安全保障は感情で動く

潮匡人『安全保障は感情で動く』文春新書、2017


この著者、やたらと多作な人だが、そんなにおもしろいことを書くわけではないので(元自衛官と言っても、三佐でやめているので、それほど深いことを知っているわけではない)、あまり読んでいなかった。この本もそんなに深いことを言っているわけではないが、書いてあることはだいたいあたり。

取り上げているのは、「見捨てられた人々」「トランプ」「北朝鮮」「米中衝突」「戦争と人間性」というような話。そんなに新しいことは書かれておらず、「人間は感情で動いていますよ」というようなもの。それはそうですねということだが、こういうふうに並べてみると、タイトルの通り、だいたいの戦争や紛争は感情で動かされた結果として起こっている。

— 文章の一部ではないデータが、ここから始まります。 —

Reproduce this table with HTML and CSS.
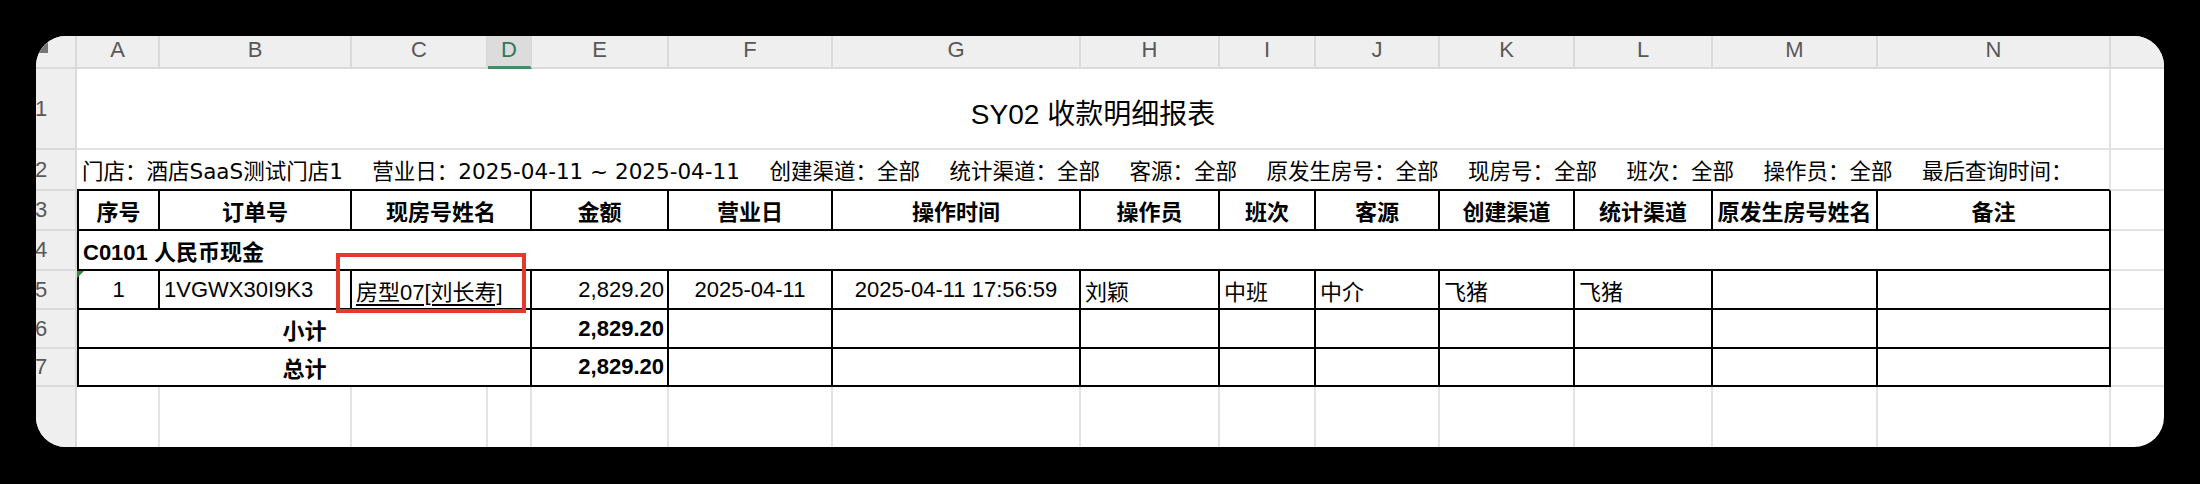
FILE: index.html
```html
<!DOCTYPE html>
<html lang="zh-CN">
<head>
<meta charset="utf-8">
<title>SY02 收款明细报表</title>
<link rel="stylesheet" href="styles.css">
</head>
<body>
<div class="card">
  <div class="sheet">
    <!-- column header row -->
    <div class="c corner"></div>
    <div class="c h">A</div>
    <div class="c h">B</div>
    <div class="c h">C</div>
    <div class="c h active">D</div>
    <div class="c h">E</div>
    <div class="c h">F</div>
    <div class="c h">G</div>
    <div class="c h">H</div>
    <div class="c h">I</div>
    <div class="c h">J</div>
    <div class="c h">K</div>
    <div class="c h">L</div>
    <div class="c h">M</div>
    <div class="c h">N</div>
    <div class="c h"></div>

    <!-- row 1 -->
    <div class="c rh">1</div>
    <div class="c span14 title">SY02 收款明细报表</div>
    <div class="c"></div>

    <!-- row 2 -->
    <div class="c rh">2</div>
    <div class="c span14 filters">
      <span>门店：酒店SaaS测试门店1</span>
      <span>营业日：2025-04-11 ~ 2025-04-11</span>
      <span>创建渠道：全部</span>
      <span>统计渠道：全部</span>
      <span>客源：全部</span>
      <span>原发生房号：全部</span>
      <span>现房号：全部</span>
      <span>班次：全部</span>
      <span>操作员：全部</span>
      <span>最后查询时间：</span>
    </div>
    <div class="c"></div>

    <!-- row 3 -->
    <div class="c rh">3</div>
    <div class="c t tl th">序号</div>
    <div class="c t th">订单号</div>
    <div class="c t th span2">现房号姓名</div>
    <div class="c t th">金额</div>
    <div class="c t th">营业日</div>
    <div class="c t th">操作时间</div>
    <div class="c t th">操作员</div>
    <div class="c t th">班次</div>
    <div class="c t th">客源</div>
    <div class="c t th">创建渠道</div>
    <div class="c t th">统计渠道</div>
    <div class="c t th">原发生房号姓名</div>
    <div class="c t th">备注</div>
    <div class="c"></div>

    <!-- row 4 -->
    <div class="c rh">4</div>
    <div class="c t tl span14 group">C0101 人民币现金</div>
    <div class="c"></div>

    <!-- row 5 -->
    <div class="c rh">5</div>
    <div class="c t tl center flag">1</div>
    <div class="c t">1VGWX30I9K3</div>
    <div class="c t span2 marked"><span class="link">房型07[刘长寿]</span></div>
    <div class="c t right">2,829.20</div>
    <div class="c t center">2025-04-11</div>
    <div class="c t center">2025-04-11 17:56:59</div>
    <div class="c t">刘颖</div>
    <div class="c t">中班</div>
    <div class="c t">中介</div>
    <div class="c t">飞猪</div>
    <div class="c t">飞猪</div>
    <div class="c t"></div>
    <div class="c t"></div>
    <div class="c"></div>

    <!-- row 6 -->
    <div class="c rh">6</div>
    <div class="c t tl span4 center bold">小计</div>
    <div class="c t right bold">2,829.20</div>
    <div class="c t"></div>
    <div class="c t"></div>
    <div class="c t"></div>
    <div class="c t"></div>
    <div class="c t"></div>
    <div class="c t"></div>
    <div class="c t"></div>
    <div class="c t"></div>
    <div class="c t"></div>
    <div class="c"></div>

    <!-- row 7 -->
    <div class="c rh">7</div>
    <div class="c t tl span4 center bold">总计</div>
    <div class="c t right bold">2,829.20</div>
    <div class="c t"></div>
    <div class="c t"></div>
    <div class="c t"></div>
    <div class="c t"></div>
    <div class="c t"></div>
    <div class="c t"></div>
    <div class="c t"></div>
    <div class="c t"></div>
    <div class="c t"></div>
    <div class="c"></div>

    <!-- row 8 -->
    <div class="c rh"></div>
    <div class="c"></div>
    <div class="c"></div>
    <div class="c"></div>
    <div class="c"></div>
    <div class="c"></div>
    <div class="c"></div>
    <div class="c"></div>
    <div class="c"></div>
    <div class="c"></div>
    <div class="c"></div>
    <div class="c"></div>
    <div class="c"></div>
    <div class="c"></div>
    <div class="c"></div>
    <div class="c"></div>
  </div>
</div>
</body>
</html>
```

FILE: styles.css
```css
html, body {
  margin: 0;
  padding: 0;
  background: #000;
}

body {
  width: 2200px;
  height: 484px;
  overflow: hidden;
}

.card {
  margin: 36px 0 0 36px;
  width: 2128px;
  height: 411px;
  border-radius: 30px;
  overflow: hidden;
  background: #fff;
}

.sheet {
  display: grid;
  grid-template-columns: 70px 83px 192px 136px 44px 137px 164px 248px 139px 96px 124px 135px 138px 165px 233px 120px;
  grid-template-rows: 33px 81px 41px 40px 40px 39px 39px 38px 80px;
  margin: 0 0 0 -29px;
  font-family: "Liberation Sans", "Noto Sans CJK SC", sans-serif;
  font-size: 22px;
  color: #000;
}

.c {
  box-sizing: border-box;
  border-right: 2px solid #e3e3e3;
  border-bottom: 2px solid #e3e3e3;
  display: flex;
  align-items: center;
  padding: 0 4px;
  white-space: nowrap;
  min-width: 0;
  position: relative;
}

/* headers */
.h, .corner, .rh {
  background: #efefef;
  border-right-color: #dadada;
  border-bottom-color: #dadada;
  color: #585858;
  justify-content: center;
}

.h {
  font-size: 22px;
  line-height: normal;
  align-items: flex-start;
  padding-top: 1px;
}

.h.active {
  background: #dcdcdc;
  color: #2f7a58;
  border-bottom: 3px solid #3f8e66;
}

.corner::after {
  content: "";
  position: absolute;
  right: 27px;
  bottom: 14px;
  border-style: solid;
  border-width: 0 0 14px 14px;
  border-color: transparent transparent #777 transparent;
}

.rh {
  font-size: 22px;
}

/* merged spans */
.span14 { grid-column: span 14; }
.span4 { grid-column: span 4; }
.span2 { grid-column: span 2; }

.title {
  justify-content: center;
  font-size: 28px;
  padding-top: 6px;
}

.filters {
  font-family: "DejaVu Sans", "Noto Sans CJK SC", sans-serif;
  font-size: 21.5px;
  gap: 29.5px;
  border-bottom-color: #000;
  padding-left: 5px;
}

/* table */
.t {
  border-right-color: #000;
  border-bottom-color: #000;
}

.tl {
  border-left: 2px solid #000;
}

.th {
  justify-content: center;
  font-weight: bold;
  padding: 0 2px;
}

.group {
  font-weight: bold;
}

.center { justify-content: center; }
.right { justify-content: flex-end; padding-right: 3px; }
.bold { font-weight: bold; }

.link {
  text-decoration: underline;
  text-decoration-thickness: 2px;
  text-underline-offset: 4px;
}

.flag::before {
  content: "";
  position: absolute;
  left: -2px;
  top: 0;
  border-style: solid;
  border-width: 7px 7px 0 0;
  border-color: #2f8a3c transparent transparent transparent;
}

.marked::after {
  content: "";
  position: absolute;
  left: -16px;
  top: -18px;
  right: 4px;
  bottom: -5px;
  border: 4px solid #e23a2e;
  pointer-events: none;
}
```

これをもうちょっと絞って深く掘り下げると(例えば、米中の「感情」的亀裂とか)おもしろいのだが、そこまではできていない。まあ、そこまで書ければすごいけど。それでも、敵味方とは結局のところ感情で、戦争の決断も多くは感情によっている。それがこじれているのがこれまでの歴史と今の世界。社会的に大きな変化が起こる時には、感情も大揺れしているということだろう。

安全保障をこれで説明しようとする人は少なかった(だいたい力と利益)ので、この議論には価値はある。著者よりもっと別の人が、この同じテーマに取り組むとよいのだけど。